Gardner, a Christian educator and PTSs Thomas W. Synnott Professor of Christian
Education Emerita and the first tenured woman on its faculty, won the election on the
second ballot, outdistancing her three male opponents. Her first action, in a small,
curtained-off booth in a cavernous area away from the convention center floor, was to join
hands and pray with her fellow candidates, a gesture the four had agreed on before the
election.
Then she was led, smiling and incredulous, through a throng of applauding commissioners
to the podium in be installed, thus beginning her year leading a denomination torn by
division and struggling mightily to reverse membership declines and to embrace diversity.
"I am hopeful for our church," Gardner says. "There are Presbyterians
all across the country who love this church and want it to thrive. I want to hearten them,
point them to denominational resources, suggest ways to proceed, and encourage persistence
and prayer when no program will be our salvation."
She will not lack occasions to do that! Traveling throughout the country, indeed the
world, to represent the church in presbyteries, congregations, and ecumenical settings is
a moderators bread and butter. Gardner will log hundreds of thousands of miles, eat
hundreds of church suppers, listen to thousands of Presbyterian children, women, and men
before she passes on the gavel to her successor next summer.
"My office means I travel a good portion of every month," Gardner, a single
woman, laughs, wondering if her houseplants will survive the year! But unlike moderators
before her, she wants to model the need for all church leaders and members to observe
Sabbath weekly.
"Being quiet, practicing meditation, praying, participating in worship, including
in my home church [Nassau Presbyterian Church in Princeton], is important to me." Her
schedule, published monthly on Presbynet,
confirms her commitment: the list is punctuated by dates next to which appears the
solitary word "Sabbath." And Gardner insisted on leaving Ft. Worth on the day
the Assembly ended in time to be home to worship at Nassau Church the next morning.
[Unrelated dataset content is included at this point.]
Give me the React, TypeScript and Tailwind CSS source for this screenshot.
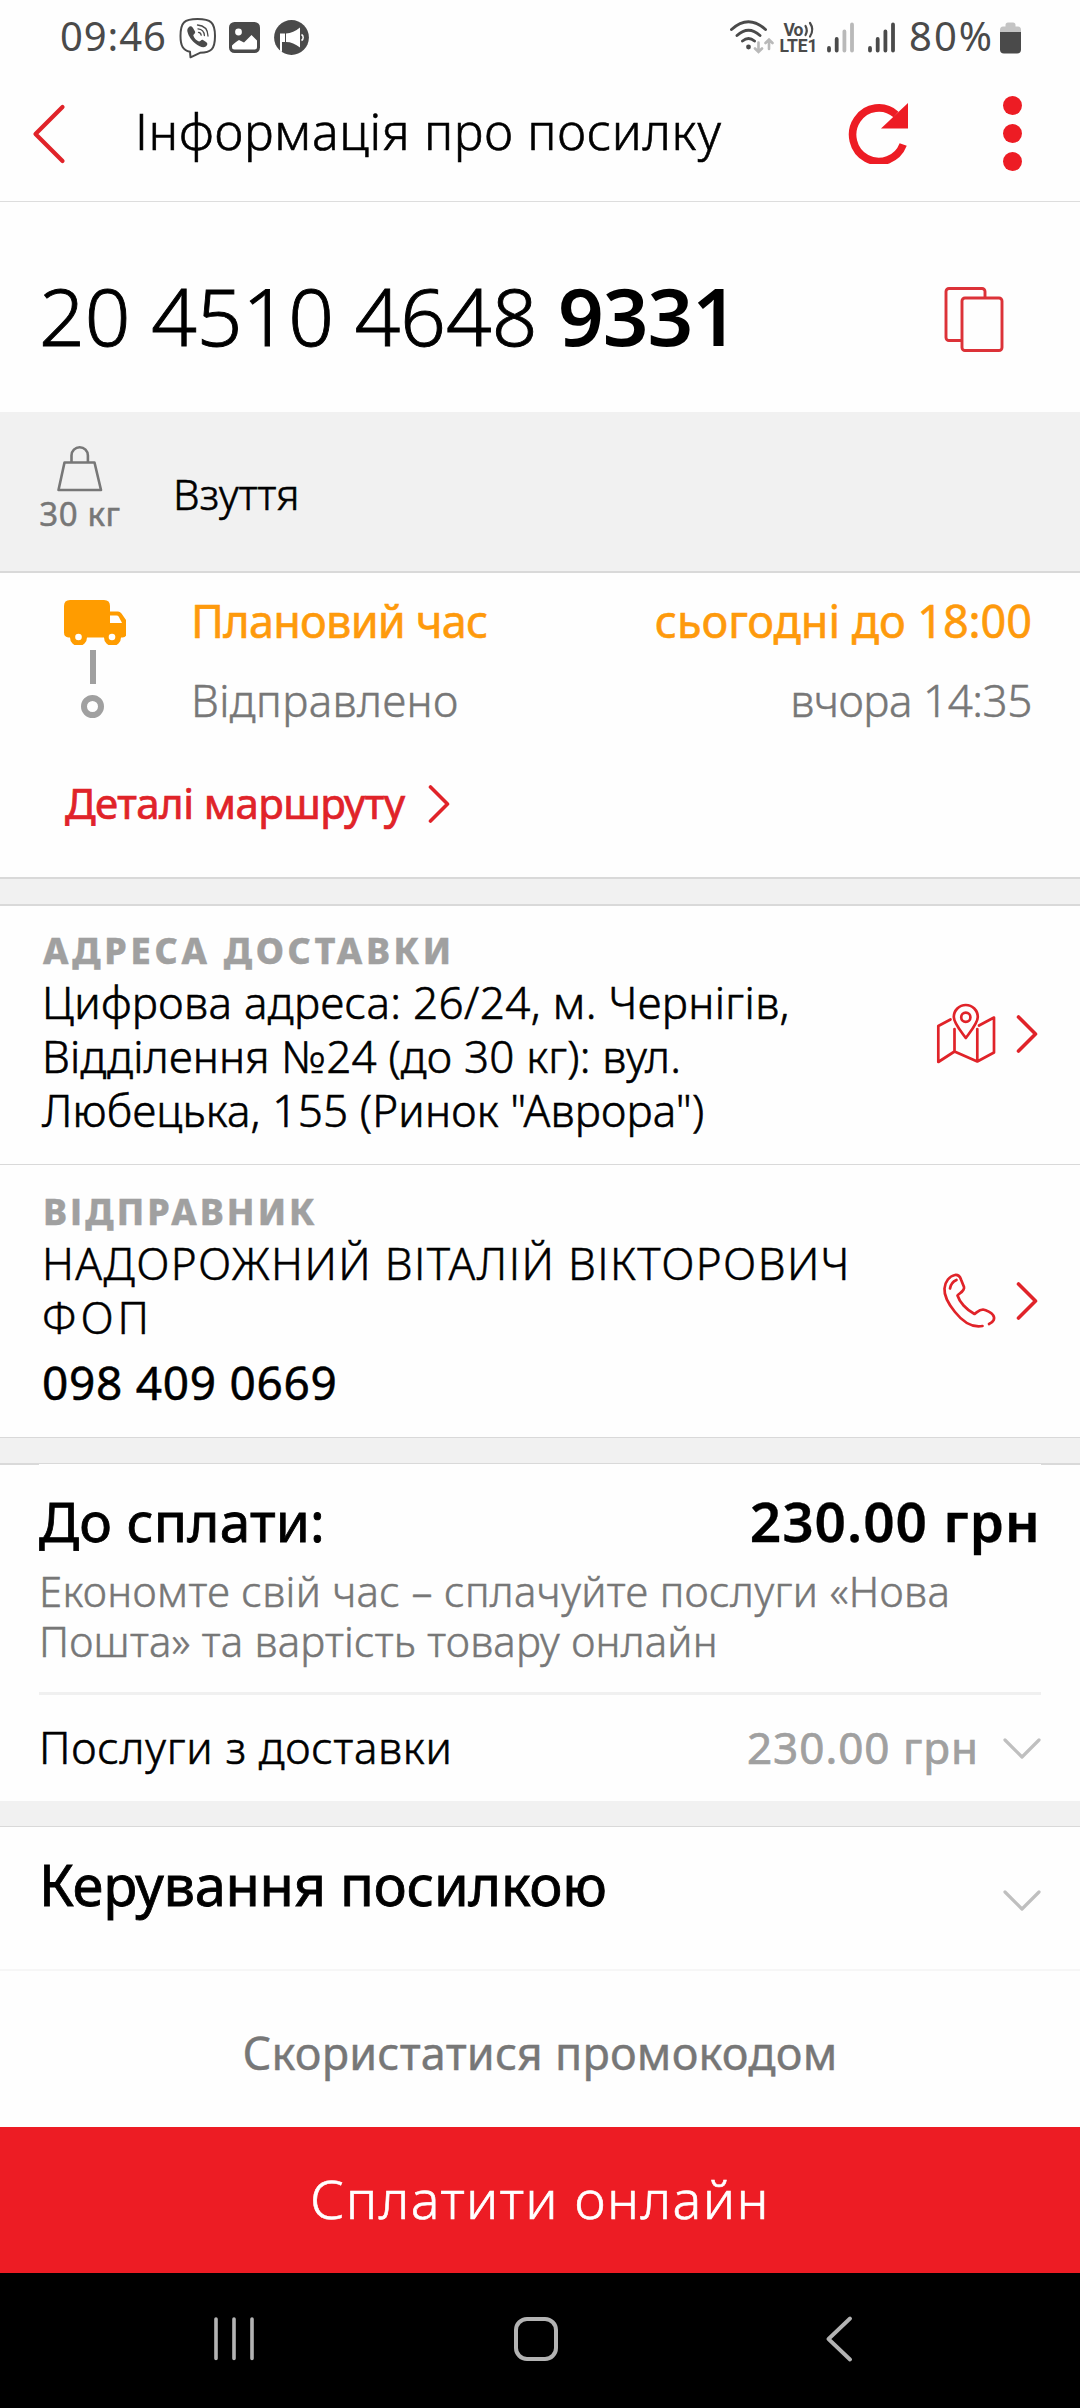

Friends at home are a huge support for Gardner. "Members of Nassau signed up to
pray for me everyday; one of our young people chose to sign up to pray for me on her
birthday -- that meant a lot," she says. Then there are former Princeton students who
have phoned or emailed, colleagues at the Seminary, and Christian educators around the
country. "And I value almost as much as these blessings of friends discovering how
many strangers care about me."
Moderating the plenary meetings of the Assembly did not come naturally to a woman more
used to the classroom than the halls of church governance. Keeping the intricacies of
substitute motions in her head and remembering to ask for the votes of the advisory
delegates were challenges. "I felt inept," she laughs, recalling the neon yellow
posterboard sign the youth advisory delegates gave her at Assemblys end that read
"Dont forget to ask for the advisory delegates vote!"
Gardner decided to stand for moderator (one does not "run" for the office)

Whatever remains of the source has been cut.